Static linkage: Modern history (freedom struggle, Gandhi's followers).
6. Border Wing Home Guards (BWHGs): Rajasthan's border force
GS area: Internal Security, Polity
Border Wing Home Guards (BWHGs) are a paramilitary-auxiliary force operating in border states.
- Legal basis: Home Guards Act, 1962.
- Authority: Ministry of Home Affairs.
- Authorised states: Seven states Meghalaya, Tripura, Assam, West Bengal, Punjab, Rajasthan, Gujarat.
- Currently operational: Only in Rajasthan.
- Strength in Rajasthan: 2,279 active members (2025).
- Duties: Assist BSF in border vigilance, anti-smuggling, intelligence gathering, and area domination in border districts.
- Pay: ₹800-900 per day. 25 per cent of the cost is borne by the Central government.
- Tenure: 3-4 years voluntary enlistment.

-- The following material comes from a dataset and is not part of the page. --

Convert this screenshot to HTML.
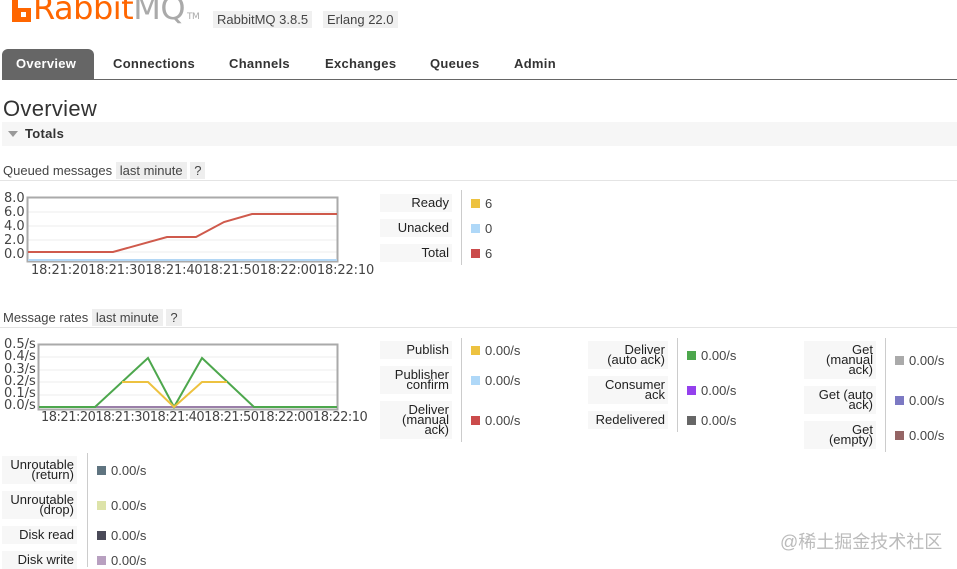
<!DOCTYPE html>
<html><head><meta charset="utf-8"><style>
body{margin:0;width:957px;height:567px;overflow:hidden;background:#fff;font-family:"Liberation Sans","DejaVu Sans",sans-serif;color:#333;position:relative}
.a{position:absolute}
.lb{position:absolute;background:#f7f7f7;text-align:right;font-size:13px;line-height:10px;color:#222;box-sizing:border-box;padding:0 3px;display:flex;flex-direction:column;justify-content:center;align-items:flex-end}
.lb.one{line-height:18px}
.sq{position:absolute;width:9px;height:9px}
.v{position:absolute;font-size:13px;color:#444}
.dv{position:absolute;width:1px;background:#ccc}
.tab{position:absolute;top:50px;height:28px;line-height:28px;font-weight:bold;font-size:13px;color:#333;letter-spacing:0.3px}
.tk{position:absolute;font-size:13px;color:#444;font-family:"DejaVu Sans",sans-serif}
</style></head><body>
<div class="a" style="left:12px;top:0;width:6px;height:10px;background:#f60"></div>
<div class="a" style="left:12px;top:8px;width:19px;height:14px;background:#f60"></div>
<div class="a" style="left:21px;top:12px;width:5px;height:5px;background:#fff"></div>
<div class="a" style="left:33px;top:-9px;font-size:32px;color:#f60;line-height:34px;font-family:'DejaVu Sans',sans-serif;letter-spacing:-0.5px">Rabbit<span style="color:#aaa">MQ</span><span style="font-size:9px;color:#aaa;margin-left:2px">TM</span></div>
<div class="a" style="left:213px;top:11px;background:#f0f0f0;padding:1px 4px;font-size:13px;color:#444">RabbitMQ 3.8.5</div>
<div class="a" style="left:323px;top:11px;background:#f0f0f0;padding:1px 4px;font-size:13px;color:#444">Erlang 22.0</div>
<div class="a" style="left:2px;top:49px;width:92px;height:30px;background:#666;border-radius:6px 6px 0 0"></div>
<div class="tab" style="left:16px;color:#fff;top:50px">Overview</div>
<div class="tab" style="left:113px">Connections</div>
<div class="tab" style="left:229px">Channels</div>
<div class="tab" style="left:325px">Exchanges</div>
<div class="tab" style="left:430px">Queues</div>
<div class="tab" style="left:514px">Admin</div>
<div class="a" style="left:2px;top:79px;width:955px;height:1px;background:#666"></div>
<div class="a" style="left:3px;top:96px;font-size:22px;color:#333;letter-spacing:0.3px">Overview</div>
<div class="a" style="left:2px;top:122px;width:955px;height:24px;background:#f6f6f6"></div>
<div class="a" style="left:8px;top:131px;width:0;height:0;border-left:5px solid transparent;border-right:5px solid transparent;border-top:6px solid #999"></div>
<div class="a" style="left:25px;top:126px;font-size:13px;font-weight:bold;color:#333;letter-spacing:0.3px">Totals</div>

<div class="a" style="left:3px;top:163px;font-size:13px;color:#444">Queued messages <span style="background:#eee;padding:1px 4px">last minute</span> <span style="background:#eee;padding:1px 4px">?</span></div>
<div class="a" style="left:0;top:180px;width:957px;height:1px;background:#e4e4e4"></div>

<svg class="a" style="left:0;top:190px" width="380" height="95">
<g stroke="#eee"><line x1="28" y1="22" x2="337" y2="22"/><line x1="28" y1="36" x2="337" y2="36"/><line x1="28" y1="50" x2="337" y2="50"/><line x1="28" y1="62" x2="337" y2="62"/></g>
<rect x="27.5" y="7.5" width="310" height="64" fill="none" stroke="#aaa" stroke-width="2"/>
<line x1="28" y1="70" x2="337" y2="70" stroke="#b3d7f5" stroke-width="2"/>
<polyline points="28,62 113,62 167,47 196,47 224,32 252,24 337,24" fill="none" stroke="#cf5a4c" stroke-width="2"/>
</svg>
<div class="tk" style="left:4px;top:192px;line-height:14px">8.0<br>6.0<br>4.0<br>2.0<br>0.0</div>
<div class="tk" style="left:31px;top:263px;letter-spacing:-0.15px">18:21:2018:21:3018:21:4018:21:5018:22:0018:22:10</div>

<div class="lb one" style="left:380px;top:194px;width:72px;height:18px">Ready</div>
<div class="lb one" style="left:380px;top:219px;width:72px;height:18px">Unacked</div>
<div class="lb one" style="left:380px;top:244px;width:72px;height:18px">Total</div>
<div class="dv" style="left:461px;top:190px;height:75px"></div>
<div class="sq" style="left:471px;top:199px;background:#edc240"></div><div class="v" style="left:485px;top:196px">6</div>
<div class="sq" style="left:471px;top:224px;background:#afd8f8"></div><div class="v" style="left:485px;top:221px">0</div>
<div class="sq" style="left:471px;top:249px;background:#cb4b4b"></div><div class="v" style="left:485px;top:246px">6</div>

<div class="a" style="left:3px;top:310px;font-size:13px;color:#444">Message rates <span style="background:#eee;padding:1px 4px">last minute</span> <span style="background:#eee;padding:1px 4px">?</span></div>
<div class="a" style="left:0;top:327px;width:957px;height:1px;background:#e4e4e4"></div>

<svg class="a" style="left:0;top:335px" width="380" height="95">
<g stroke="#eee"><line x1="39" y1="22" x2="337" y2="22"/><line x1="39" y1="35" x2="337" y2="35"/><line x1="39" y1="47" x2="337" y2="47"/><line x1="39" y1="60" x2="337" y2="60"/></g>
<rect x="38.5" y="9.5" width="299" height="65" fill="none" stroke="#aaa" stroke-width="2"/>
<line x1="39" y1="72" x2="337" y2="72" stroke="#9a7fa8" stroke-width="2"/>
<polyline points="39,72 95,72 148,23 174,72 202,23 254,72 337,72" fill="none" stroke="#4da74d" stroke-width="2"/>
<polyline points="122,47 148,47 174,72 202,47 227,47" fill="none" stroke="#edc240" stroke-width="2"/>
</svg>
<div class="tk" style="left:4px;top:339px;line-height:12.3px">0.5/s<br>0.4/s<br>0.3/s<br>0.2/s<br>0.1/s<br>0.0/s</div>
<div class="tk" style="left:41px;top:410px;letter-spacing:-0.5px">18:21:2018:21:3018:21:4018:21:5018:22:0018:22:10</div>

<div class="lb one" style="left:380px;top:341px;width:72px;height:18px">Publish</div>
<div class="lb" style="left:380px;top:366px;width:72px;height:28px">Publisher<br>confirm</div>
<div class="lb" style="left:380px;top:401px;width:72px;height:38px">Deliver<br>(manual<br>ack)</div>
<div class="dv" style="left:461px;top:338px;height:104px"></div>
<div class="sq" style="left:471px;top:346px;background:#edc240"></div><div class="v" style="left:485px;top:343px">0.00/s</div>
<div class="sq" style="left:471px;top:376px;background:#afd8f8"></div><div class="v" style="left:485px;top:373px">0.00/s</div>
<div class="sq" style="left:471px;top:416px;background:#cb4b4b"></div><div class="v" style="left:485px;top:413px">0.00/s</div>

<div class="lb" style="left:588px;top:341px;width:80px;height:28px">Deliver<br>(auto ack)</div>
<div class="lb" style="left:588px;top:376px;width:80px;height:28px">Consumer<br>ack</div>
<div class="lb one" style="left:588px;top:411px;width:80px;height:18px">Redelivered</div>
<div class="dv" style="left:677px;top:338px;height:94px"></div>
<div class="sq" style="left:687px;top:351px;background:#4da74d"></div><div class="v" style="left:701px;top:348px">0.00/s</div>
<div class="sq" style="left:687px;top:386px;background:#9440ed"></div><div class="v" style="left:701px;top:383px">0.00/s</div>
<div class="sq" style="left:687px;top:416px;background:#666"></div><div class="v" style="left:701px;top:413px">0.00/s</div>

<div class="lb" style="left:804px;top:341px;width:72px;height:38px">Get<br>(manual<br>ack)</div>
<div class="lb" style="left:804px;top:386px;width:72px;height:28px">Get (auto<br>ack)</div>
<div class="lb" style="left:804px;top:421px;width:72px;height:28px">Get<br>(empty)</div>
<div class="dv" style="left:885px;top:338px;height:114px"></div>
<div class="sq" style="left:895px;top:356px;background:#aaa"></div><div class="v" style="left:909px;top:353px">0.00/s</div>
<div class="sq" style="left:895px;top:396px;background:#7c79c3"></div><div class="v" style="left:909px;top:393px">0.00/s</div>
<div class="sq" style="left:895px;top:431px;background:#956565"></div><div class="v" style="left:909px;top:428px">0.00/s</div>

<div class="lb" style="left:2px;top:456px;width:75px;height:28px">Unroutable<br>(return)</div>
<div class="lb" style="left:2px;top:491px;width:75px;height:28px">Unroutable<br>(drop)</div>
<div class="lb one" style="left:2px;top:526px;width:75px;height:18px">Disk read</div>
<div class="lb one" style="left:2px;top:551px;width:75px;height:18px">Disk write</div>
<div class="dv" style="left:87px;top:453px;height:114px"></div>
<div class="sq" style="left:97px;top:466px;background:#5f7480"></div><div class="v" style="left:111px;top:463px">0.00/s</div>
<div class="sq" style="left:97px;top:501px;background:#dde3a9"></div><div class="v" style="left:111px;top:498px">0.00/s</div>
<div class="sq" style="left:97px;top:531px;background:#4a4a58"></div><div class="v" style="left:111px;top:528px">0.00/s</div>
<div class="sq" style="left:97px;top:556px;background:#b8a0c0"></div><div class="v" style="left:111px;top:553px">0.00/s</div>

<div class="a" style="left:780px;top:528px;font-size:18px;color:#bbb;font-family:'Liberation Sans','Noto Sans CJK SC',sans-serif">@稀土掘金技术社区</div>
</body></html>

- Why Rajasthan only? The India-Pakistan border in Rajasthan (Thar Desert sector) has long stretches where traditional forces alone cannot maintain round-the-clock surveillance. BWHGs, who are local residents with knowledge of terrain, provide cost-effective supplementary coverage.
Static linkage: Internal security, polity (paramilitary).
7. Briefly noted
- NASA Mars biosignatures: Perseverance rover found organic carbon, sulphur, phosphate, iron oxides, and unusual textures (poppy seeds, leopard spots, calcium sulphate veins) at Sapphire Canyon and Cheyava Falls site near Jezero Crater in July 2024 the strongest potential biosignature evidence yet. No confirmation of life.
- Light-based computers: Breakthrough by Tampere University (Finland) and Université Marie et Louis Pasteur (France) achieved 91-93 per cent image recognition accuracy using optical fibres and photons instead of electrons. Potential for ultra-fast, energy-efficient AI processing.